Collected material:

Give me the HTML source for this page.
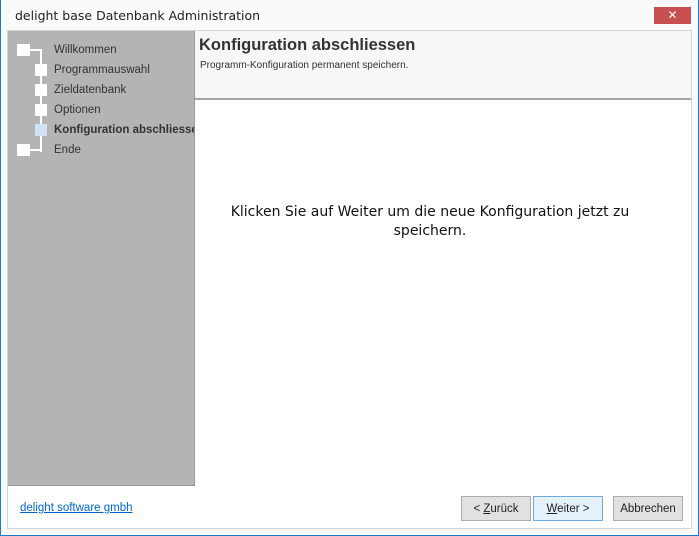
<!DOCTYPE html>
<html><head><meta charset="utf-8"><style>
*{margin:0;padding:0;box-sizing:border-box}
body{width:699px;height:536px;overflow:hidden;background:#fafafa;font-family:"Liberation Sans",sans-serif;position:relative}
.abs{position:absolute}
.win{left:0;top:0;width:699px;height:536px;border:1px solid #1a7ad4;border-top:none}
.title{left:15px;top:8px;color:#222;font-family:"DejaVu Sans",sans-serif;font-size:12.5px}
.close{left:654px;top:7px;width:37px;height:17px;background:#c75050;color:#fff;font-size:12px;text-align:center;line-height:17px}
.content{left:7px;top:30px;width:685px;height:499px;border:1px solid #d5d5d5;background:#fff}
.side{left:8px;top:31px;width:187px;height:455px;background:#b4b4b4;border-right:1px solid #999;border-bottom:1px solid #999;overflow:hidden}
.hdr{left:195px;top:31px;width:496px;height:69px;background:#f7f7f7;border-bottom:2px solid #a5a5a5}
.item{position:absolute;left:46px;color:#333;font-family:"Liberation Sans",sans-serif;font-size:11.5px;white-space:nowrap}
.sq{position:absolute;background:#fff}
.btn{position:absolute;top:496px;width:70px;height:25px;border:1px solid #adadad;background:#e1e1e1;font-family:"Liberation Sans",sans-serif;font-size:11.5px;text-align:center;line-height:24px;color:#222}
</style></head><body>
<div class="abs win"></div>
<div class="abs title">delight base Datenbank Administration</div>
<div class="abs close">✕</div>
<div class="abs content"></div>
<div class="abs side">
  <div class="sq" style="left:32px;top:19px;width:2px;height:102px"></div>
  <div class="sq" style="left:20px;top:18px;width:14px;height:2px"></div>
  <div class="sq" style="left:20px;top:118px;width:14px;height:2px"></div>
  <div class="sq" style="left:9px;top:13px;width:13px;height:12px"></div>
  <div class="sq" style="left:27px;top:33px;width:12px;height:12px"></div>
  <div class="sq" style="left:27px;top:53px;width:12px;height:12px"></div>
  <div class="sq" style="left:27px;top:73px;width:12px;height:12px"></div>
  <div class="sq" style="left:27px;top:93px;width:12px;height:12px;background:#cfe3f5"></div>
  <div class="sq" style="left:9px;top:113px;width:13px;height:12px"></div>
  <div class="item" style="top:13px">Willkommen</div>
  <div class="item" style="top:33px">Programmauswahl</div>
  <div class="item" style="top:53px">Zieldatenbank</div>
  <div class="item" style="top:73px">Optionen</div>
  <div class="item" style="top:93px;font-weight:bold">Konfiguration abschliessen</div>
  <div class="item" style="top:113px">Ende</div>
</div>
<div class="abs hdr">
  <div class="abs" style="left:4px;top:5px;font-size:16.5px;font-weight:bold;color:#333">Konfiguration abschliessen</div>
  <div class="abs" style="left:5px;top:29px;font-size:10px;color:#333">Programm-Konfiguration permanent speichern.</div>
</div>
<div class="abs" style="left:210px;top:203px;width:440px;text-align:center;line-height:19px;color:#111;font-family:'DejaVu Sans',sans-serif;font-size:14px">Klicken Sie auf Weiter um die neue Konfiguration jetzt zu speichern.</div>
<div class="abs" style="left:20px;top:502px;color:#0066cc;text-decoration:underline;font-family:'Liberation Sans',sans-serif;font-size:11.5px">delight software gmbh</div>
<div class="btn" style="left:461px">&lt; <u>Z</u>urück</div>
<div class="btn" style="left:533px;background:#e5f1fb;border-color:#6fa8dc"><u>W</u>eiter &gt;</div>
<div class="btn" style="left:613px">Abbrechen</div>
</body></html>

Given task: Transcribe the listing above verbatim. Omit the pictures.

Correct result:
Give me the HTML source for this page.
<!DOCTYPE html>
<html><head><meta charset="utf-8"><style>
*{margin:0;padding:0;box-sizing:border-box}
body{width:699px;height:536px;overflow:hidden;background:#fafafa;font-family:"Liberation Sans",sans-serif;position:relative}
.abs{position:absolute}
.win{left:0;top:0;width:699px;height:536px;border:1px solid #1a7ad4;border-top:none}
.title{left:15px;top:8px;color:#222;font-family:"DejaVu Sans",sans-serif;font-size:12.5px}
.close{left:654px;top:7px;width:37px;height:17px;background:#c75050;color:#fff;font-size:12px;text-align:center;line-height:17px}
.content{left:7px;top:30px;width:685px;height:499px;border:1px solid #d5d5d5;background:#fff}
.side{left:8px;top:31px;width:187px;height:455px;background:#b4b4b4;border-right:1px solid #999;border-bottom:1px solid #999;overflow:hidden}
.hdr{left:195px;top:31px;width:496px;height:69px;background:#f7f7f7;border-bottom:2px solid #a5a5a5}
.item{position:absolute;left:46px;color:#333;font-family:"Liberation Sans",sans-serif;font-size:11.5px;white-space:nowrap}
.sq{position:absolute;background:#fff}
.btn{position:absolute;top:496px;width:70px;height:25px;border:1px solid #adadad;background:#e1e1e1;font-family:"Liberation Sans",sans-serif;font-size:11.5px;text-align:center;line-height:24px;color:#222}
</style></head><body>
<div class="abs win"></div>
<div class="abs title">delight base Datenbank Administration</div>
<div class="abs close">✕</div>
<div class="abs content"></div>
<div class="abs side">
  <div class="sq" style="left:32px;top:19px;width:2px;height:102px"></div>
  <div class="sq" style="left:20px;top:18px;width:14px;height:2px"></div>
  <div class="sq" style="left:20px;top:118px;width:14px;height:2px"></div>
  <div class="sq" style="left:9px;top:13px;width:13px;height:12px"></div>
  <div class="sq" style="left:27px;top:33px;width:12px;height:12px"></div>
  <div class="sq" style="left:27px;top:53px;width:12px;height:12px"></div>
  <div class="sq" style="left:27px;top:73px;width:12px;height:12px"></div>
  <div class="sq" style="left:27px;top:93px;width:12px;height:12px;background:#cfe3f5"></div>
  <div class="sq" style="left:9px;top:113px;width:13px;height:12px"></div>
  <div class="item" style="top:13px">Willkommen</div>
  <div class="item" style="top:33px">Programmauswahl</div>
  <div class="item" style="top:53px">Zieldatenbank</div>
  <div class="item" style="top:73px">Optionen</div>
  <div class="item" style="top:93px;font-weight:bold">Konfiguration abschliessen</div>
  <div class="item" style="top:113px">Ende</div>
</div>
<div class="abs hdr">
  <div class="abs" style="left:4px;top:5px;font-size:16.5px;font-weight:bold;color:#333">Konfiguration abschliessen</div>
  <div class="abs" style="left:5px;top:29px;font-size:10px;color:#333">Programm-Konfiguration permanent speichern.</div>
</div>
<div class="abs" style="left:210px;top:203px;width:440px;text-align:center;line-height:19px;color:#111;font-family:'DejaVu Sans',sans-serif;font-size:14px">Klicken Sie auf Weiter um die neue Konfiguration jetzt zu speichern.</div>
<div class="abs" style="left:20px;top:502px;color:#0066cc;text-decoration:underline;font-family:'Liberation Sans',sans-serif;font-size:11.5px">delight software gmbh</div>
<div class="btn" style="left:461px">&lt; <u>Z</u>urück</div>
<div class="btn" style="left:533px;background:#e5f1fb;border-color:#6fa8dc"><u>W</u>eiter &gt;</div>
<div class="btn" style="left:613px">Abbrechen</div>
</body></html>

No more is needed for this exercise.